__Instructions to follow__: Show only lines that include "React".

__Extracted data__:
☆ ☆ ☆
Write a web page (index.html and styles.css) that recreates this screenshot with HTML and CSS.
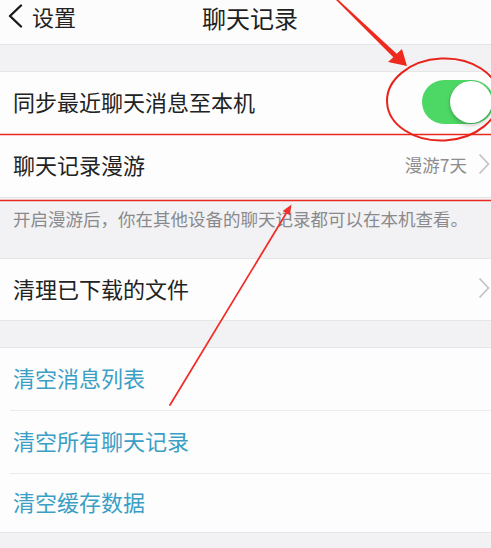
FILE: index.html
```html
<!DOCTYPE html>
<html lang="zh-CN">
<head>
<meta charset="utf-8">
<title>聊天记录</title>
<link rel="stylesheet" href="styles.css">
</head>
<body>
<div class="page">
  <header class="nav">
    <div class="back">
      <svg class="back-icon" width="16" height="24" viewBox="0 0 16 24"><path d="M14 1.5 L3 12 L14 22.5" fill="none" stroke="#1a1a1a" stroke-width="2.4" stroke-linecap="round" stroke-linejoin="round"/></svg>
      <span class="back-text">设置</span>
    </div>
    <div class="title">聊天记录</div>
    <div class="nav-end"></div>
  </header>

  <div class="gap"></div>

  <section class="group">
    <div class="row row-a">
      <span class="label">同步最近聊天消息至本机</span>
      <span class="toggle"><span class="knob"></span></span>
    </div>
    <div class="row row-b sep">
      <span class="label">聊天记录漫游</span>
      <span class="value">漫游7天</span>
      <svg class="chev" width="12" height="22" viewBox="0 0 12 22"><path d="M1.5 1.5 L10.5 11 L1.5 20.5" fill="none" stroke="#c4c4c8" stroke-width="1.8" stroke-linejoin="round"/></svg>
    </div>
  </section>

  <p class="note">开启漫游后，你在其他设备的聊天记录都可以在本机查看。</p>

  <section class="group">
    <div class="row row-d">
      <span class="label">清理已下载的文件</span>
      <svg class="chev" width="12" height="22" viewBox="0 0 12 22"><path d="M1.5 1.5 L10.5 11 L1.5 20.5" fill="none" stroke="#c4c4c8" stroke-width="1.8" stroke-linejoin="round"/></svg>
    </div>
  </section>

  <div class="gap"></div>

  <section class="group">
    <div class="row row-a"><span class="label link">清空消息列表</span></div>
    <div class="row row-b sep"><span class="label link">清空所有聊天记录</span></div>
    <div class="row row-c sep"><span class="label link">清空缓存数据</span></div>
  </section>

  <svg class="marks" width="491" height="548" viewBox="0 0 491 548">
    <line x1="0" y1="134.5" x2="491" y2="134.5" stroke="#ea2a22" stroke-width="1.6"/>
    <line x1="0" y1="200.5" x2="491" y2="200.5" stroke="#ea2a22" stroke-width="1.6"/>
    <ellipse cx="443" cy="99.5" rx="56" ry="41" fill="none" stroke="#e8231b" stroke-width="2" transform="rotate(-3 443 99.5)"/>
    <polygon points="338.5,0 396.7,53.7 402,49 407,66 388,62 393.3,57.3 336,0" fill="#ee2a1f"/>
    <line x1="170" y1="405" x2="287" y2="212" stroke="#f0302a" stroke-width="1.8" stroke-linecap="round"/>
    <polygon points="291.5,204.5 289.9,215.3 282.7,210.9" fill="#f0302a"/>
  </svg>
</div>
</body>
</html>
```

FILE: styles.css
```css
* { box-sizing: border-box; }

html, body {
  margin: 0;
  padding: 0;
  background: #f2f2f4;
  overflow: hidden;
}

body {
  font-family: "Noto Sans CJK SC", "Noto Sans", sans-serif;
  color: #222;
}

.page {
  position: relative;
  width: 491px;
  height: 548px;
  overflow: hidden;
}

.nav {
  height: 45px;
  background: #fcfcfc;
  border-bottom: 1px solid #e3e3e6;
  display: grid;
  grid-template-columns: 1fr auto 1fr;
  align-items: start;
}

.back {
  display: flex;
  align-items: center;
  padding-left: 7px;
  padding-top: 4px;
  gap: 9px;
}

.back-text {
  font-size: 22px;
  line-height: 24px;
  color: #222;
}

.title {
  font-size: 24px;
  line-height: 35px;
  color: #1e1e1e;
  padding-left: 9px;
}

.gap {
  height: 26px;
}

.group {
  background: #fdfdfd;
  border-top: 1px solid #e6e6e8;
  border-bottom: 1px solid #e6e6e8;
}

.row {
  display: flex;
  align-items: center;
  padding-left: 13px;
  padding-bottom: 4px;
  height: 62px;
}

.row-b { height: 63px; }
.row-c { height: 59px; }
.row-d { height: 61px; }

.row.sep {
  border-top: 1px solid #ececee;
  margin-left: 10px;
  padding-left: 3px;
}

.label {
  font-size: 22px;
  line-height: 24px;
  flex: 1;
}

.link {
  color: #3b9fc5;
}

.value {
  font-size: 17.5px;
  color: #8d8d8f;
  margin-right: 11px;
}

.chev {
  margin-right: 1px;
  flex: none;
}

.toggle {
  position: relative;
  flex: none;
  width: 72px;
  height: 44px;
  border-radius: 22px;
  background: #4dd865;
  margin-right: -3px;
  margin-top: 2px;
}

.knob {
  position: absolute;
  right: 2px;
  top: 1px;
  width: 42px;
  height: 42px;
  border-radius: 50%;
  background: #ffffff;
  box-shadow: 0 2px 4px rgba(0, 0, 0, 0.25), 0 0 0 0.5px rgba(0, 0, 0, 0.08);
}

.note {
  margin: 0;
  height: 60px;
  padding: 10px 0 0 13px;
  font-size: 17.5px;
  line-height: 22px;
  color: #8a8a8c;
}

.marks {
  position: absolute;
  left: 0;
  top: 0;
  pointer-events: none;
}
```
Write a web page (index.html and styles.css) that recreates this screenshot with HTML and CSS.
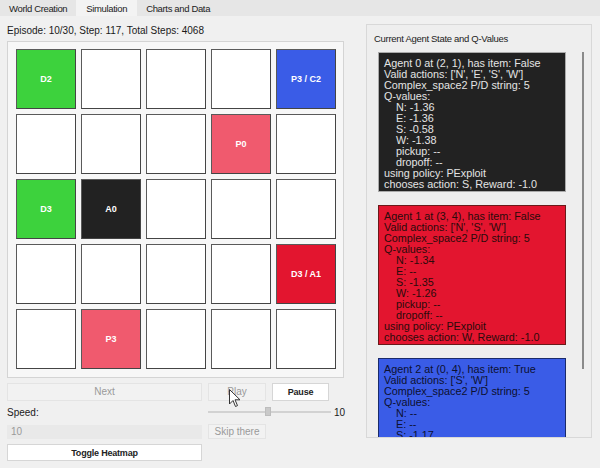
FILE: index.html
```html
<!DOCTYPE html>
<html>
<head>
<meta charset="utf-8">
<link rel="stylesheet" href="styles.css">
</head>
<body>
<div class="app">
  <div class="tabbar">
    <div class="tab">World Creation</div>
    <div class="tab active">Simulation</div>
    <div class="tab">Charts and Data</div>
  </div>
  <div class="main">
    <div class="left">
      <div class="episode">Episode: 10/30, Step: 117, Total Steps: 4068</div>
      <div class="frame">
        <div class="grid">
          <div class="cell green">D2</div><div class="cell"></div><div class="cell"></div><div class="cell"></div><div class="cell blue">P3 / C2</div>
          <div class="cell"></div><div class="cell"></div><div class="cell"></div><div class="cell pink">P0</div><div class="cell"></div>
          <div class="cell green">D3</div><div class="cell black">A0</div><div class="cell"></div><div class="cell"></div><div class="cell"></div>
          <div class="cell"></div><div class="cell"></div><div class="cell"></div><div class="cell"></div><div class="cell red">D3 / A1</div>
          <div class="cell"></div><div class="cell pink">P3</div><div class="cell"></div><div class="cell"></div><div class="cell"></div>
        </div>
      </div>
      <div class="controls">
        <div class="btn disabled">Next</div>
        <div class="btn disabled">Play</div>
        <div class="btn strong">Pause</div>
        <div class="spacer"></div>
        <div class="label">Speed:</div>
        <div class="slider"><div class="track"></div><div class="handle"></div></div>
        <div class="value">10</div>
        <div class="input">10</div>
        <div class="btn disabled small">Skip there</div>
        <div class="spacer"></div>
        <div class="spacer"></div>
        <div class="btn toggle">Toggle Heatmap</div>
      </div>
    </div>
    <div class="panel">
      <div class="panel-title">Current Agent State and Q-Values</div>
      <div class="panel-body">
        <div class="agents">
          <div class="agent a-black">Agent 0 at (2, 1), has item: False
Valid actions: ['N', 'E', 'S', 'W']
Complex_space2 P/D string: 5
Q-values:
    N: -1.36
    E: -1.36
    S: -0.58
    W: -1.38
    pickup: --
    dropoff: --
using policy: PExploit
chooses action: S, Reward: -1.0</div>
          <div class="agent a-red">Agent 1 at (3, 4), has item: False
Valid actions: ['N', 'S', 'W']
Complex_space2 P/D string: 5
Q-values:
    N: -1.34
    E: --
    S: -1.35
    W: -1.26
    pickup: --
    dropoff: --
using policy: PExploit
chooses action: W, Reward: -1.0</div>
          <div class="agent a-blue">Agent 2 at (0, 4), has item: True
Valid actions: ['S', 'W']
Complex_space2 P/D string: 5
Q-values:
    N: --
    E: --
    S: -1.17
    W: -1.17
    pickup: --
    dropoff: --
using policy: PExploit
chooses action: S, Reward: -1.0</div>
        </div>
        <div class="scrollbar"><div class="thumb"></div></div>
      </div>
    </div>
  </div>
  <svg class="cursor" width="12" height="19" viewBox="0 0 12 19"><path d="M0.5 0.5 L0.5 15 L4 11.5 L6.5 17.5 L8.5 16.6 L6 10.8 L11 10.8 Z" fill="#fff" stroke="#333" stroke-width="1"/></svg>
</div>
</body>
</html>
```
FILE: styles.css
```css
* { box-sizing: border-box; }
html, body { margin: 0; padding: 0; }
body {
  width: 600px;
  height: 468px;
  overflow: hidden;
  background: #f0f0f0;
  font-family: "Liberation Sans", Arial, sans-serif;
  font-size: 10px;
  color: #1a1a1a;
}
.app { position: relative; width: 600px; height: 468px; }
.tabbar {
  display: flex;
  height: 16px;
  background: #e6e6e6;
  align-items: stretch;
}
.tab {
  padding: 0 9px;
  line-height: 17px;
  color: #222;
  font-size: 9.5px;
  letter-spacing: -0.35px;
}
.tab.active { background: #f3f3f3; padding: 0 10px; }
.main {
  display: flex;
  padding: 0 9px 0 7px;
  gap: 22px;
}
.left { width: 337px; }
.episode {
  height: 25px;
  line-height: 14px;
  padding-top: 8px;
}
.frame {
  width: 337px;
  height: 337px;
  border: 1px solid #d4d4d4;
  background: #f7f7f7;
  padding: 7px 7px 8px 8px;
}
.grid {
  display: grid;
  grid-template-columns: repeat(5, 60px);
  grid-auto-rows: 60px;
  gap: 5px;
}
.cell {
  background: #fff;
  border: 1px solid #5a5a5a;
  border-right-color: #444;
  border-bottom-color: #444;
  display: flex;
  align-items: center;
  justify-content: center;
  color: #fff;
  font-weight: bold;
  font-size: 9px;
}
.cell.green { background: #3dd23d; }
.cell.blue { background: #3a5ce7; }
.cell.pink { background: #f05a6e; }
.cell.black { background: #222; }
.cell.red { background: #e3152f; }

.controls {
  display: grid;
  grid-template-columns: 195px 58px 57px auto;
  column-gap: 6px;
  margin-top: 5px;
  grid-template-rows: 18px 14px 17px 17px;
  row-gap: 4px;
  align-items: center;
}
.btn {
  height: 18px;
  line-height: 16px;
  text-align: center;
  border: 1px solid #e4e4e4;
  background: #f2f2f2;
  color: #222;
}
.btn.disabled { color: #9a9a9a; }
.btn.small { height: 15px; line-height: 13px; }
.btn.strong { background: #fff; border-color: #d6d6d6; font-weight: bold; font-size: 9px; letter-spacing: -0.2px; }
.btn.toggle { background: #fff; border-color: #d6d6d6; font-weight: bold; font-size: 9px; letter-spacing: -0.2px; height: 17px; }
.slider {
  grid-column: 2 / 4;
  position: relative;
  height: 10px;
  margin-right: -2px;
}
.track {
  position: absolute;
  left: 0; right: 0; top: 4px;
  height: 2px;
  background: #d2d2d2;
}
.handle {
  position: absolute;
  left: 57px; top: 0;
  width: 6px; height: 9px;
  background: #c9c9c9;
  border: 1px solid #bdbdbd;
}
.value { margin-left: -1px; }
.input {
  height: 14px;
  line-height: 14px;
  background: #e9e9e9;
  color: #9a9a9a;
  padding-left: 4px;
}

.panel {
  margin-top: 8px;
  width: 226px;
  height: 414px;
  border: 1px solid #d8d8d8;
  background: #eeeeee;
  display: flex;
  flex-direction: column;
}
.panel-title {
  height: 27px;
  padding: 8px 0 0 7px;
  line-height: 12px;
  color: #222;
  font-size: 9.5px;
  letter-spacing: -0.3px;
}
.panel-body {
  flex: 1;
  display: flex;
  overflow: hidden;
  padding-left: 11px;
}
.agents {
  width: 189px;
  display: flex;
  flex-direction: column;
  gap: 13px;
}
.agent {
  flex: none;
  white-space: pre;
  font-size: 10.8px;
  line-height: 11px;
  padding: 5px 4px 1px 5px;
  border: 1px solid #555;
}
.a-black { background: #222; color: #e4e4e4; border-color: #aaa; }
.a-red { background: #e3152f; color: #2a0b0b; border-color: #6a1a1a; }
.a-blue { background: #3a5ce7; color: #0c1030; border-color: #1a2a6a; }
.scrollbar {
  width: 25px;
  position: relative;
}
.thumb {
  position: absolute;
  left: 16px;
  top: -13px;
  width: 2px;
  height: 330px;
  background: #8a8a8a;
}
.cursor {
  position: absolute;
  left: 229px;
  top: 389px;
}
```
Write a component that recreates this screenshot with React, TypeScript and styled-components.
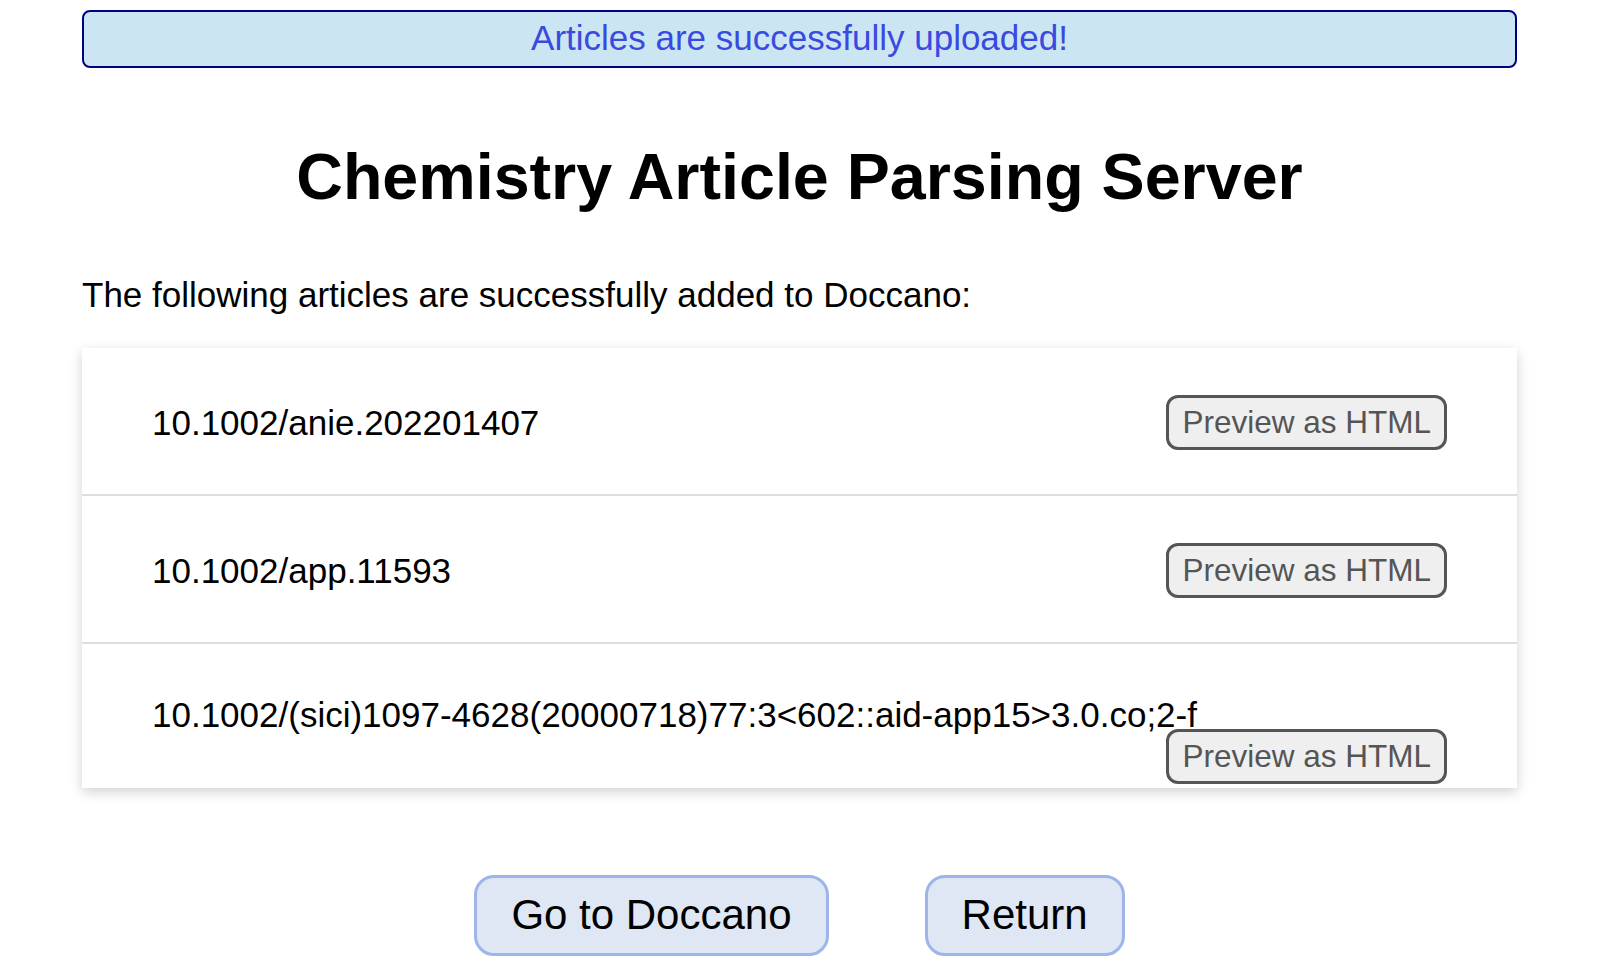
import React from "react";
import styled, { createGlobalStyle } from "styled-components";

const GlobalStyle = createGlobalStyle`
  html, body {
    margin: 0;
    padding: 0;
    background: #ffffff;
    font-family: "Liberation Sans", Arial, sans-serif;
    color: #000000;
  }
`;

const Page = styled.div`
  padding: 10px 93px 0 82px;
  box-sizing: border-box;
  width: 1610px;
`;

const Banner = styled.div`
  border: 2px solid #000080;
  border-radius: 8px;
  background: #cbe6f2;
  color: #3a4ae0;
  font-size: 35px;
  text-align: center;
  padding: 6px 0 8px;
`;

const Title = styled.h1`
  margin: 72px 0 61px;
  font-size: 64.6px;
  font-weight: bold;
  text-align: center;
  line-height: normal;
`;

const Lead = styled.p`
  margin: 0 0 33px;
  font-size: 35px;
`;

const Card = styled.ul`
  list-style: none;
  margin: 0;
  padding: 0;
  background: #ffffff;
  box-shadow: 0 4px 12px rgba(0, 0, 0, 0.18);
`;

const Row = styled.li<{ $first?: boolean; $tall?: boolean; $wrapped?: boolean }>`
  box-sizing: border-box;
  height: ${(p) => (p.$tall ? 148 : 146)}px;
  border-top: ${(p) => (p.$first ? "none" : "2px solid #dddddd")};
  padding: ${(p) => (p.$wrapped ? 56 : 47)}px 70px 0 70px;
  display: flex;
  flex-wrap: wrap;
  align-items: center;
  align-content: flex-start;
`;

const Doi = styled.span`
  font-size: 35px;
  line-height: 29px;
`;

const PreviewButton = styled.button`
  margin-left: auto;
  font-family: "Liberation Sans", Arial, sans-serif;
  font-size: 31.5px;
  color: #555555;
  background: #efefef;
  border: 3px solid #555555;
  border-radius: 12px;
  padding: 6px 13px;
  line-height: normal;
  cursor: pointer;
`;

const Actions = styled.div`
  margin-top: 87px;
  display: flex;
  justify-content: center;
  gap: 96px;
`;

const ActionButton = styled.button`
  font-family: "Liberation Sans", Arial, sans-serif;
  font-size: 42px;
  color: #000000;
  background: #dee7f3;
  border: 3px solid #9db5e8;
  border-radius: 20px;
  padding: 13px 34px 14px;
  line-height: normal;
  cursor: pointer;
`;

const articles = [
  "10.1002/anie.202201407",
  "10.1002/app.11593",
  "10.1002/(sici)1097-4628(20000718)77:3<602::aid-app15>3.0.co;2-f",
];

export default function App() {
  return (
    <>
      <GlobalStyle />
      <Page>
        <Banner>Articles are successfully uploaded!</Banner>
        <Title>Chemistry Article Parsing Server</Title>
        <Lead>The following articles are successfully added to Doccano:</Lead>
        <Card>
          {articles.map((doi, i) => (
            <Row
              key={doi}
              $first={i === 0}
              $tall={i === 1}
              $wrapped={doi.length > 40}
            >
              <Doi>{doi}</Doi>
              <PreviewButton>Preview as HTML</PreviewButton>
            </Row>
          ))}
        </Card>
        <Actions>
          <ActionButton>Go to Doccano</ActionButton>
          <ActionButton>Return</ActionButton>
        </Actions>
      </Page>
    </>
  );
}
☆ ☆ ☆
__Solution to the problem__:
Write a component that recreates this screenshot with React, TypeScript and styled-components.
import React from "react";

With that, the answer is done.